"Il y a 40 ans, l’Armée de l’air offrait aux femmes la possibilité de passer les concours d’officier et d’intégrer l’Ecole de l’Air ou l’Ecole du Commissariat de l’Air. Deux ans plus tard, en septembre 1979, après un DEA de droit, j’entrais à l’Ecole du Commissariat de l’Air avec beaucoup de fierté et impatiente de découvrir ce qui m’attendait.
J’avais passé ce concours à la suite du choix délibéré d’embrasser une carrière d’officier et de Commissaire. J’étais plus intéressée par les valeurs militaires et la participation à la défense de mon pays que par un métier juridique. Aujourd’hui, après 38 ans de vie professionnelle, dont plus de 10 ans dans le Commissariat de l’Air, je reste fière et heureuse de ce choix. Je conseille à toutes les femmes qui en ont la personnalité et l’envie de faire ce choix, car c’est une formation et une expérience incomparables parce que, quoi qu’il arrive, elles garderont toujours le bénéfice des valeurs militaires inculquées, qui les conduiront et les aideront toute leur vie.
Une scolarité exigeante mais formatrice
Revenons à l’Ecole de Salon. Accueillie chaleureusement par l’encadrement de l’Ecole du Commissariat puis rapidement remise entre les mains de l’Ecole de l’Air en charge de la formation d’officier, je découvre la promotion EA 1979, soit une centaine de camarades, dont trois autres femmes. Les femmes sont logées à la même enseigne que les hommes, la règle est identique pour tout le monde. J’apprécie beaucoup ce contexte qui mène parfois à des situations amusantes, comme lors de la distribution du paquetage : les tenues de combat sont de coupe homme et sont donc trop larges à la taille et trop serrées aux hanches, les chaussures sont trop larges et pas assez longues… Nous avions probablement l’air de guignols, mais en voyant nos camarades avec le crâne presque rasé, nous préférions notre sort. Puis nous commençons les différentes activités, et bien que le temps émousse les souvenirs, je n’en ai qu’un de pénible pour l’étudiante en droit pas du tout sportive que j’étais : les déplacements au pas de gymnastique ! Heureusement, après 2 mois, grâce aux escarpins à talons, avec lesquels il était un peu difficile de suivre le rythme, les quatre filles ont été autorisées à marcher au pas. Je remercie encore le commandant de la promotion pour cette dérogation !

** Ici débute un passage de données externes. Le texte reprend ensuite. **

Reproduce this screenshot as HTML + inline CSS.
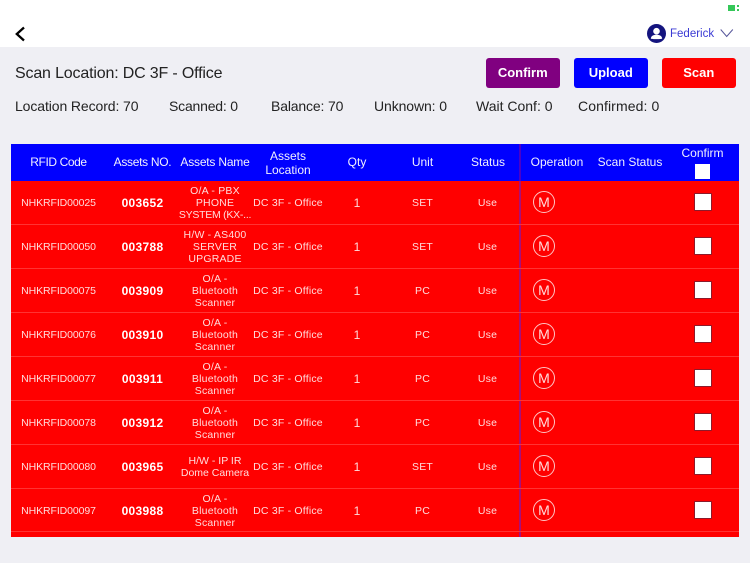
<!DOCTYPE html>
<html><head><meta charset="utf-8">
<style>
*{box-sizing:border-box}
html,body{margin:0;padding:0;width:750px;height:563px;overflow:hidden;background:#efeff4;font-family:"Liberation Sans",sans-serif}
#w{position:absolute;left:0;top:0;width:750px;height:563px;filter:blur(.3px)}
.a{position:absolute}
.t{position:absolute;white-space:nowrap}
.top{left:0;top:0;width:750px;height:47px;background:#fff}
.s{font-size:14px;color:#222;top:98px;line-height:16px}
.btn{position:absolute;top:58px;height:29.5px;width:73.5px;border-radius:3px;color:#fff;font-size:13px;font-weight:bold;text-align:center;line-height:30px}
.c{position:absolute;text-align:center;transform:translateX(-50%);white-space:nowrap}
.h{color:#f0f0ff;font-size:12px;line-height:14px}
.d{color:#ffdcdc;font-size:10.5px;line-height:12px;letter-spacing:.2px}
.r{letter-spacing:-.1px}
.b{color:#fff;font-size:12px;font-weight:bold;line-height:14px;letter-spacing:.3px}
.line{position:absolute;left:11px;width:727.5px;height:1px;background:#ff3333}
.m{position:absolute;left:533px;width:22px;height:22px;border:1px solid #ffc4c4;border-radius:50%;color:#ffdcdc;font-size:14px;line-height:20px;text-align:center}
.cb{position:absolute;left:693.5px;width:18px;height:18px;background:#fff;border:1px solid #8c1a2a;border-radius:1px}
</style></head><body><div id="w">
<div class="a top"></div>
<div class="a" style="left:728px;top:5px;width:7px;height:6px;background:#35c759"></div>
<div class="a" style="left:737px;top:5px;width:2px;height:2px;background:#35c759"></div>
<div class="a" style="left:737px;top:9px;width:2px;height:2px;background:#35c759"></div>
<svg class="a" style="left:14px;top:26px" width="12" height="16" viewBox="0 0 12 16"><path d="M10 1.500 L2.800 8 L10 14.500" fill="none" stroke="#000" stroke-width="2.300"/></svg>
<svg class="a" style="left:647px;top:24px" width="19" height="19" viewBox="0 0 19 19"><circle cx="9.500" cy="9.500" r="9.500" fill="#14147e"/><circle cx="9.500" cy="7.200" r="3.300" fill="#fff"/><path d="M3.800 14.600c.4-2.800 2.600-3.800 5.700-3.800s5.300 1 5.700 3.800c-1.500.7-10 .7-11.400 0z" fill="#fff"/></svg>
<div class="t" style="left:670px;top:26.500px;font-size:11.500px;line-height:14px;color:#3a3ad4">Federick</div>
<svg class="a" style="left:720px;top:28px" width="14" height="10" viewBox="0 0 14 10"><path d="M.7 1.500 L6.700 8.500 L12.800 1.500" fill="none" stroke="#55559a" stroke-width="1"/></svg>

<div class="t" style="left:15px;top:64.500px;font-size:16px;line-height:18px;color:#222;letter-spacing:-.17px">Scan Location: DC 3F - Office</div>
<div class="btn" style="left:486px;background:#800080">Confirm</div>
<div class="btn" style="left:574px;background:#0000ff">Upload</div>
<div class="btn" style="left:662px;background:#ff0000">Scan</div>
<div class="t s" style="left:15px;letter-spacing:-.1px">Location Record: 70</div>
<div class="t s" style="left:169px;letter-spacing:-.2px">Scanned: 0</div>
<div class="t s" style="left:271px;letter-spacing:-.15px">Balance: 70</div>
<div class="t s" style="left:374px;letter-spacing:-.1px">Unknown: 0</div>
<div class="t s" style="left:476px">Wait Conf: 0</div>
<div class="t s" style="left:578px;letter-spacing:.1px">Confirmed: 0</div>

<div class="a" style="left:11px;top:144px;width:727.500px;height:36.500px;background:#0000ff"></div>
<div class="a" style="left:11px;top:180.500px;width:727.500px;height:356.500px;background:#ff0000"></div>
<div class="a" style="left:519px;top:144px;width:2px;height:36.500px;background:#4a00c8"></div>
<div class="a" style="left:519px;top:180.500px;width:2px;height:356.500px;background:#a8107a"></div>

<div class="c h" style="left:58.500px;top:155px;letter-spacing:-.4px">RFID Code</div>
<div class="c h" style="left:142.500px;top:155px;letter-spacing:-.3px">Assets NO.</div>
<div class="c h" style="left:215px;top:155px;letter-spacing:-.2px">Assets Name</div>
<div class="c h" style="left:288px;top:149px">Assets<br>Location</div>
<div class="c h" style="left:357px;top:155px">Qty</div>
<div class="c h" style="left:422.500px;top:155px">Unit</div>
<div class="c h" style="left:488px;top:155px">Status</div>
<div class="c h" style="left:557px;top:155px">Operation</div>
<div class="c h" style="left:630px;top:155px">Scan Status</div>
<div class="c h" style="left:702.500px;top:146px">Confirm</div>
<div class="a" style="left:695px;top:164px;width:15px;height:15px;background:#fff"></div>

<div class="line" style="top:224px"></div>
<div class="line" style="top:268px"></div>
<div class="line" style="top:312px"></div>
<div class="line" style="top:356px"></div>
<div class="line" style="top:400px"></div>
<div class="line" style="top:444px"></div>
<div class="line" style="top:488px"></div>
<div class="line" style="top:531px"></div>

<div class="c d r" style="left:58.500px;top:196.500px">NHKRFID00025</div><div class="c b" style="left:142.500px;top:195.500px">003652</div><div class="c d" style="left:215px;top:184.500px">O/A - PBX<br>PHONE<br><span style="letter-spacing:-.25px">SYSTEM (KX-...</span></div><div class="c d" style="left:288px;top:196.500px">DC 3F - Office</div><div class="c d" style="left:357px;top:196.500px;font-size:12px">1</div><div class="c d" style="left:422.500px;top:196.500px">SET</div><div class="c d" style="left:487.500px;top:196.500px">Use</div><div class="m" style="top:191px">M</div><div class="cb" style="top:193px"></div>

<div class="c d r" style="left:58.500px;top:240.500px">NHKRFID00050</div><div class="c b" style="left:142.500px;top:239.500px">003788</div><div class="c d" style="left:215px;top:228.500px">H/W - AS400<br>SERVER<br>UPGRADE</div><div class="c d" style="left:288px;top:240.500px">DC 3F - Office</div><div class="c d" style="left:357px;top:240.500px;font-size:12px">1</div><div class="c d" style="left:422.500px;top:240.500px">SET</div><div class="c d" style="left:487.500px;top:240.500px">Use</div><div class="m" style="top:235px">M</div><div class="cb" style="top:237px"></div>

<div class="c d r" style="left:58.500px;top:284.500px">NHKRFID00075</div><div class="c b" style="left:142.500px;top:283.500px">003909</div><div class="c d" style="left:215px;top:272.500px">O/A -<br>Bluetooth<br>Scanner</div><div class="c d" style="left:288px;top:284.500px">DC 3F - Office</div><div class="c d" style="left:357px;top:284.500px;font-size:12px">1</div><div class="c d" style="left:422.500px;top:284.500px">PC</div><div class="c d" style="left:487.500px;top:284.500px">Use</div><div class="m" style="top:279px">M</div><div class="cb" style="top:281px"></div>

<div class="c d r" style="left:58.500px;top:328.500px">NHKRFID00076</div><div class="c b" style="left:142.500px;top:327.500px">003910</div><div class="c d" style="left:215px;top:316.500px">O/A -<br>Bluetooth<br>Scanner</div><div class="c d" style="left:288px;top:328.500px">DC 3F - Office</div><div class="c d" style="left:357px;top:328.500px;font-size:12px">1</div><div class="c d" style="left:422.500px;top:328.500px">PC</div><div class="c d" style="left:487.500px;top:328.500px">Use</div><div class="m" style="top:323px">M</div><div class="cb" style="top:325px"></div>

<div class="c d r" style="left:58.500px;top:372.500px">NHKRFID00077</div><div class="c b" style="left:142.500px;top:371.500px">003911</div><div class="c d" style="left:215px;top:360.500px">O/A -<br>Bluetooth<br>Scanner</div><div class="c d" style="left:288px;top:372.500px">DC 3F - Office</div><div class="c d" style="left:357px;top:372.500px;font-size:12px">1</div><div class="c d" style="left:422.500px;top:372.500px">PC</div><div class="c d" style="left:487.500px;top:372.500px">Use</div><div class="m" style="top:367px">M</div><div class="cb" style="top:369px"></div>

<div class="c d r" style="left:58.500px;top:416.500px">NHKRFID00078</div><div class="c b" style="left:142.500px;top:415.500px">003912</div><div class="c d" style="left:215px;top:404.500px">O/A -<br>Bluetooth<br>Scanner</div><div class="c d" style="left:288px;top:416.500px">DC 3F - Office</div><div class="c d" style="left:357px;top:416.500px;font-size:12px">1</div><div class="c d" style="left:422.500px;top:416.500px">PC</div><div class="c d" style="left:487.500px;top:416.500px">Use</div><div class="m" style="top:411px">M</div><div class="cb" style="top:413px"></div>

<div class="c d r" style="left:58.500px;top:460.500px">NHKRFID00080</div><div class="c b" style="left:142.500px;top:459.500px">003965</div><div class="c d" style="left:215px;top:454.500px;letter-spacing:0">H/W - IP IR<br>Dome Camera</div><div class="c d" style="left:288px;top:460.500px">DC 3F - Office</div><div class="c d" style="left:357px;top:460.500px;font-size:12px">1</div><div class="c d" style="left:422.500px;top:460.500px">SET</div><div class="c d" style="left:487.500px;top:460.500px">Use</div><div class="m" style="top:455px">M</div><div class="cb" style="top:457px"></div>

<div class="c d r" style="left:58.500px;top:504.500px">NHKRFID00097</div><div class="c b" style="left:142.500px;top:503.500px">003988</div><div class="c d" style="left:215px;top:492.500px">O/A -<br>Bluetooth<br>Scanner</div><div class="c d" style="left:288px;top:504.500px">DC 3F - Office</div><div class="c d" style="left:357px;top:504.500px;font-size:12px">1</div><div class="c d" style="left:422.500px;top:504.500px">PC</div><div class="c d" style="left:487.500px;top:504.500px">Use</div><div class="m" style="top:499px">M</div><div class="cb" style="top:501px"></div>
</div></body></html>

Cette formation d’officier demandait de l’endurance tant physique que psychologique, et je n’en comprenais pas le fondement, comme lors des marches de nuit de 20 à 30 kilomètres dans la garrigue, appelées « parcours stimulation » (!), qui me cassaient complètement. Je m’attendais à apprendre la stratégie militaire plutôt qu’à devoir accomplir ce genre d’efforts.
J’étais dans l’erreur complète : l’Ecole nous forgeait un mental d’acier afin que nous puissions faire face à toutes les situations. Ce n’est que plus tard, dans le privé, que j’ai réalisé combien cette période avait été formatrice et précieuse, me permettant de maîtriser des situations délicates ou difficiles.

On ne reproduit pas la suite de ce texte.